I was reminded of that simple truth every day by an endless tide of emails that I and my fellow obituary editors would receive from people asking us to consider a loved one, a friend, an associate for an obit. Sometimes we’d be deluged by an organized lobbying campaign waged by, say, a dozen or more colleagues of the deceased.
Perhaps an even more telling, and in some ways more moving, indication of how coveted a Times obit can be was the occasional unsolicited appeal I’d receive. It was usually by postmarked mail from someone asking that he or she be remembered in our pages when the time came. These mailings might include their résumés, brief autobiographies, photos, testimonials and accolades they’d received. Some people of high rank would have their offices or publicists send in material.
Many of these correspondents thought we might want to prepare their obituaries in advance, knowing that The Times makes a practice of doing just that for hundreds of the most prominent people still alive.
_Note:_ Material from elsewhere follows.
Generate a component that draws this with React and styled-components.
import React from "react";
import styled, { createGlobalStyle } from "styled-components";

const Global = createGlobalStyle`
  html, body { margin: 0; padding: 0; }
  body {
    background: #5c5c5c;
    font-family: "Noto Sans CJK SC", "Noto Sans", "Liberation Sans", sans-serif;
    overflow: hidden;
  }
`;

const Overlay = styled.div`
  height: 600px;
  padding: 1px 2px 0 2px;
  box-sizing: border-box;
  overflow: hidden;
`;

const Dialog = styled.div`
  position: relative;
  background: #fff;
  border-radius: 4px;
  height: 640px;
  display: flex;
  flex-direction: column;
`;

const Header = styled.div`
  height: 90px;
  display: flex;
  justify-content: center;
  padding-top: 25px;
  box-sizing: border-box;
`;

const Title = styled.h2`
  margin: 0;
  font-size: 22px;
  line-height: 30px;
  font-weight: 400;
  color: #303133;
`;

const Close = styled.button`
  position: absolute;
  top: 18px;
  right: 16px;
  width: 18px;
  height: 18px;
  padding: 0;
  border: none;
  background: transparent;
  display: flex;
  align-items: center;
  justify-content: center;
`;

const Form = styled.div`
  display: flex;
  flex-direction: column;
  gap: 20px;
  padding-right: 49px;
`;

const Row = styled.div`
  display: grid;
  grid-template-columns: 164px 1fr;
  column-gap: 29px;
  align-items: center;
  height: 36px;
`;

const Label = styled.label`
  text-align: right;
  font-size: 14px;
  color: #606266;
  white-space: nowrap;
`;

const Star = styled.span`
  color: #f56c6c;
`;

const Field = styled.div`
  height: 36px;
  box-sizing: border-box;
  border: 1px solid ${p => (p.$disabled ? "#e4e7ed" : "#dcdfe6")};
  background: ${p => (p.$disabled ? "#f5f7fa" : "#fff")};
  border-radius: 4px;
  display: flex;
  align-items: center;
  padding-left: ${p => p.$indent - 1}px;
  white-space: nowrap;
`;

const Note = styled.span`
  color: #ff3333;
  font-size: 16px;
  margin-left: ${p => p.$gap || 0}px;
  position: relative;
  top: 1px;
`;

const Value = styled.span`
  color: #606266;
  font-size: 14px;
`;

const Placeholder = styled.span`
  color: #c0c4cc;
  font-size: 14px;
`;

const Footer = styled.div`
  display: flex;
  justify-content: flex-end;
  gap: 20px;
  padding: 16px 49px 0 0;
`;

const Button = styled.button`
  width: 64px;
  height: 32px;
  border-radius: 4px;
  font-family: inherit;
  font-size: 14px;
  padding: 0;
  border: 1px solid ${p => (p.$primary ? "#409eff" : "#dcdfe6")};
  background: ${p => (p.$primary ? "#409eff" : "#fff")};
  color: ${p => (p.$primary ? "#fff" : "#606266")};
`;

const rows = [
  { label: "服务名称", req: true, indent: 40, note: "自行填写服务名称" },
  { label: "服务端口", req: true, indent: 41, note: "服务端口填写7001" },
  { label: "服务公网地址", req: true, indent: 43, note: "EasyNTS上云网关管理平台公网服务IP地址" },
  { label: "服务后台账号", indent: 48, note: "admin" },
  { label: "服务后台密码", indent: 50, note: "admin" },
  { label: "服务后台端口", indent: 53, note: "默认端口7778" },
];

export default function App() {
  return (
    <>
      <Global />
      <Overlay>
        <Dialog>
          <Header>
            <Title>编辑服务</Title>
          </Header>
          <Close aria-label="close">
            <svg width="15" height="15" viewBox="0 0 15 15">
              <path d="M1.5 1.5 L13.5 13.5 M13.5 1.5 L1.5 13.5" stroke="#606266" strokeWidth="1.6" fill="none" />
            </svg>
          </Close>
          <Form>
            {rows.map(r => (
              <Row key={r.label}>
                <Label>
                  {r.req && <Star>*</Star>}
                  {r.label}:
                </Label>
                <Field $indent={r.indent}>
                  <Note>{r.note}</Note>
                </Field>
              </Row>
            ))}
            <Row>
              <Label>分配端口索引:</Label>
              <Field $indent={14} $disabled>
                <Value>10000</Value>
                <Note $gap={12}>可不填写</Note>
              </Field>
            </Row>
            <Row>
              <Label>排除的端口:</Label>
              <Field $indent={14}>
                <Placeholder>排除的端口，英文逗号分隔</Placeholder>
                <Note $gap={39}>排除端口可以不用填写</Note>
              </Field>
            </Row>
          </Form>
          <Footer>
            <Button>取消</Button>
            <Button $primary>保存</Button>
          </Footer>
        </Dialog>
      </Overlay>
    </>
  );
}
Of the roughly 24,000 obituaries I ushered into print, about 4,000 had been what we call advances, pieces written beforehand and left to wait their turn, until fate called. About 2,500 remain in the tank today, and fresh ones continue to be added.
I held on to these mailings, stashing them in a folder and writing down the names on the cover — a scribbled table of contents.
“At 71 years of age, I have more yesterdays than tomorrows,” one woman, a top obstetrician and author, wrote. A man of some stature in the perfume industry recalled his “interesting life” in enclosing a self-composed obituary, adding, “Please put this in your records and hopefully when I pass, someone at The New York Times will miraculously come upon this gem and it will see print.”
Among others were a historian of genocide, a Long Island psychiatrist, a former television network president, a classical music composer, a former Times reporter (“I recognize that it’s somewhat presumptuous of me to assume that The Times will take note of my passing”), a brother of a first lady.
No doubt there was an element of ego in these pitches. But they also spoke to a more universal impulse, I think. People want to be remembered for being more than a name on a headstone. If they can’t live forever, then at least their stories might, in an obituary, a tangible form of an afterlife. An obit may be a last shot at immortality, as frail as that vehicle may be: a yellowing newspaper clipping or, more lastingly now, a lonely URL address surviving in the vastness of the internet, just a click away.
I never heard from most of my correspondents again, and in looking over their submissions recently, I discovered, through web searches, that a good number of them had died. Would we have written their obituaries had we known of their deaths? In most cases, I’m afraid, probably not. Accomplished people though they were, most would not, to their disappointment, have cleared the “newsworthy” bar.
Some submissions, however, did come in handy when we chose to write their obituaries. And at least two of those obits remain on file, as “advances.” As someone who made a living remembering the dead, I’m heartened to know that the subjects of those pieces remain with us, that their stories haven’t ended just quite yet.
And, I’m happy to say, my retirement notwithstanding, neither has mine.